What the task asks »
All of the data should be repeated exactly; pictures are not part of the copy.

Provided data »
[START]

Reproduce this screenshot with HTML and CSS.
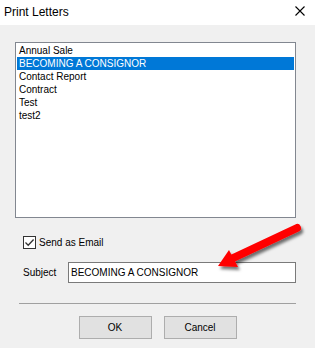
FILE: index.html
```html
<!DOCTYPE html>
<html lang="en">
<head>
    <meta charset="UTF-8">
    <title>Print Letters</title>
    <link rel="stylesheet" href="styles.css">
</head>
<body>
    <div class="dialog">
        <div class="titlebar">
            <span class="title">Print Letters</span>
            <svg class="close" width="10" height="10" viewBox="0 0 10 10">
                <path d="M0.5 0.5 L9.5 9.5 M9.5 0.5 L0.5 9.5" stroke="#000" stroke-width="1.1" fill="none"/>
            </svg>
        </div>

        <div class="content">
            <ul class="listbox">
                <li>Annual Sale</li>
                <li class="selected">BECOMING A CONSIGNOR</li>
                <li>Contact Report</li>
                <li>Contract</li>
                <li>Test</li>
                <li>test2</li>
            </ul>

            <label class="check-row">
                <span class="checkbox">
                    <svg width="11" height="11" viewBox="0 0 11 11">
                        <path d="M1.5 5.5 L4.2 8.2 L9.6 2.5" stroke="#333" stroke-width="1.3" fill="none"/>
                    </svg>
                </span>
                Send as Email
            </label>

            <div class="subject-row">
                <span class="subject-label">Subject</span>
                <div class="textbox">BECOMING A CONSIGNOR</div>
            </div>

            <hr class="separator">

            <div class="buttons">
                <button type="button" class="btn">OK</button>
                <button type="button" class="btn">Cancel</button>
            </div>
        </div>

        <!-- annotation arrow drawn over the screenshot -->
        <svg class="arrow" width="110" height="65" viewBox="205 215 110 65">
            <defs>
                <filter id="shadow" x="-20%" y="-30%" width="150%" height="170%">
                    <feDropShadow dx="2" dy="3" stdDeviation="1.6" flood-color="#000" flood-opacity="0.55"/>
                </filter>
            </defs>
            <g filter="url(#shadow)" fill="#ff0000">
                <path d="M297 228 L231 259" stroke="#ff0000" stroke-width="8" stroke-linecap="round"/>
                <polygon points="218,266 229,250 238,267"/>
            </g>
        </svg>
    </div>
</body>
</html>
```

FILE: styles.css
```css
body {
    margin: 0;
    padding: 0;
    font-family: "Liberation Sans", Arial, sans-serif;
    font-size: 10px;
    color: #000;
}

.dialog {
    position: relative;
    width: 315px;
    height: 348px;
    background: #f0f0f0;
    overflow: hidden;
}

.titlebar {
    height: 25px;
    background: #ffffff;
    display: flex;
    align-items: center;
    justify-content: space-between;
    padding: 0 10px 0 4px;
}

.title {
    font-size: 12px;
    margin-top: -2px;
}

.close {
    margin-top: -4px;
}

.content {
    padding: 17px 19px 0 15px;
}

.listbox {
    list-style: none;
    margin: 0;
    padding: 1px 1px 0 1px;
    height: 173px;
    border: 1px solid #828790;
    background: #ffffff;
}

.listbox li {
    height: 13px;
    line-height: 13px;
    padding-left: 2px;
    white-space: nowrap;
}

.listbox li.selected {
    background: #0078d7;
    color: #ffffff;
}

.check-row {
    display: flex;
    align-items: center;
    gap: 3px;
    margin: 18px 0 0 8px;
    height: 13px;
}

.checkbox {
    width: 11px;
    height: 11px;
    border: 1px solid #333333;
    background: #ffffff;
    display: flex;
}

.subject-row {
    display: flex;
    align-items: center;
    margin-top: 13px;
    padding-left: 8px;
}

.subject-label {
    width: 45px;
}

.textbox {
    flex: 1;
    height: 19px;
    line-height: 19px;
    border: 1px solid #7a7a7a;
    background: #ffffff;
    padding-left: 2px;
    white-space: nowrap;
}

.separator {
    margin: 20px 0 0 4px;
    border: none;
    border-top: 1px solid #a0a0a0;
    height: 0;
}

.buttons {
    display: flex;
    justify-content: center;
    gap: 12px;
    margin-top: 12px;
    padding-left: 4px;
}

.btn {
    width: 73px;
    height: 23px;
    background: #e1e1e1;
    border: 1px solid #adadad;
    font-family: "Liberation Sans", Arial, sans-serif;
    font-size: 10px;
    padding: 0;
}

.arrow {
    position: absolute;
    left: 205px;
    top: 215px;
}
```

[END]

Correct answer »
Reproduce this screenshot with HTML and CSS.
FILE: index.html
```html
<!DOCTYPE html>
<html lang="en">
<head>
    <meta charset="UTF-8">
    <title>Print Letters</title>
    <link rel="stylesheet" href="styles.css">
</head>
<body>
    <div class="dialog">
        <div class="titlebar">
            <span class="title">Print Letters</span>
            <svg class="close" width="10" height="10" viewBox="0 0 10 10">
                <path d="M0.5 0.5 L9.5 9.5 M9.5 0.5 L0.5 9.5" stroke="#000" stroke-width="1.1" fill="none"/>
            </svg>
        </div>

        <div class="content">
            <ul class="listbox">
                <li>Annual Sale</li>
                <li class="selected">BECOMING A CONSIGNOR</li>
                <li>Contact Report</li>
                <li>Contract</li>
                <li>Test</li>
                <li>test2</li>
            </ul>

            <label class="check-row">
                <span class="checkbox">
                    <svg width="11" height="11" viewBox="0 0 11 11">
                        <path d="M1.5 5.5 L4.2 8.2 L9.6 2.5" stroke="#333" stroke-width="1.3" fill="none"/>
                    </svg>
                </span>
                Send as Email
            </label>

            <div class="subject-row">
                <span class="subject-label">Subject</span>
                <div class="textbox">BECOMING A CONSIGNOR</div>
            </div>

            <hr class="separator">

            <div class="buttons">
                <button type="button" class="btn">OK</button>
                <button type="button" class="btn">Cancel</button>
            </div>
        </div>

        <!-- annotation arrow drawn over the screenshot -->
        <svg class="arrow" width="110" height="65" viewBox="205 215 110 65">
            <defs>
                <filter id="shadow" x="-20%" y="-30%" width="150%" height="170%">
                    <feDropShadow dx="2" dy="3" stdDeviation="1.6" flood-color="#000" flood-opacity="0.55"/>
                </filter>
            </defs>
            <g filter="url(#shadow)" fill="#ff0000">
                <path d="M297 228 L231 259" stroke="#ff0000" stroke-width="8" stroke-linecap="round"/>
                <polygon points="218,266 229,250 238,267"/>
            </g>
        </svg>
    </div>
</body>
</html>
```

FILE: styles.css
```css
body {
    margin: 0;
    padding: 0;
    font-family: "Liberation Sans", Arial, sans-serif;
    font-size: 10px;
    color: #000;
}

.dialog {
    position: relative;
    width: 315px;
    height: 348px;
    background: #f0f0f0;
    overflow: hidden;
}

.titlebar {
    height: 25px;
    background: #ffffff;
    display: flex;
    align-items: center;
    justify-content: space-between;
    padding: 0 10px 0 4px;
}

.title {
    font-size: 12px;
    margin-top: -2px;
}

.close {
    margin-top: -4px;
}

.content {
    padding: 17px 19px 0 15px;
}

.listbox {
    list-style: none;
    margin: 0;
    padding: 1px 1px 0 1px;
    height: 173px;
    border: 1px solid #828790;
    background: #ffffff;
}

.listbox li {
    height: 13px;
    line-height: 13px;
    padding-left: 2px;
    white-space: nowrap;
}

.listbox li.selected {
    background: #0078d7;
    color: #ffffff;
}

.check-row {
    display: flex;
    align-items: center;
    gap: 3px;
    margin: 18px 0 0 8px;
    height: 13px;
}

.checkbox {
    width: 11px;
    height: 11px;
    border: 1px solid #333333;
    background: #ffffff;
    display: flex;
}

.subject-row {
    display: flex;
    align-items: center;
    margin-top: 13px;
    padding-left: 8px;
}

.subject-label {
    width: 45px;
}

.textbox {
    flex: 1;
    height: 19px;
    line-height: 19px;
    border: 1px solid #7a7a7a;
    background: #ffffff;
    padding-left: 2px;
    white-space: nowrap;
}

.separator {
    margin: 20px 0 0 4px;
    border: none;
    border-top: 1px solid #a0a0a0;
    height: 0;
}

.buttons {
    display: flex;
    justify-content: center;
    gap: 12px;
    margin-top: 12px;
    padding-left: 4px;
}

.btn {
    width: 73px;
    height: 23px;
    background: #e1e1e1;
    border: 1px solid #adadad;
    font-family: "Liberation Sans", Arial, sans-serif;
    font-size: 10px;
    padding: 0;
}

.arrow {
    position: absolute;
    left: 205px;
    top: 215px;
}
```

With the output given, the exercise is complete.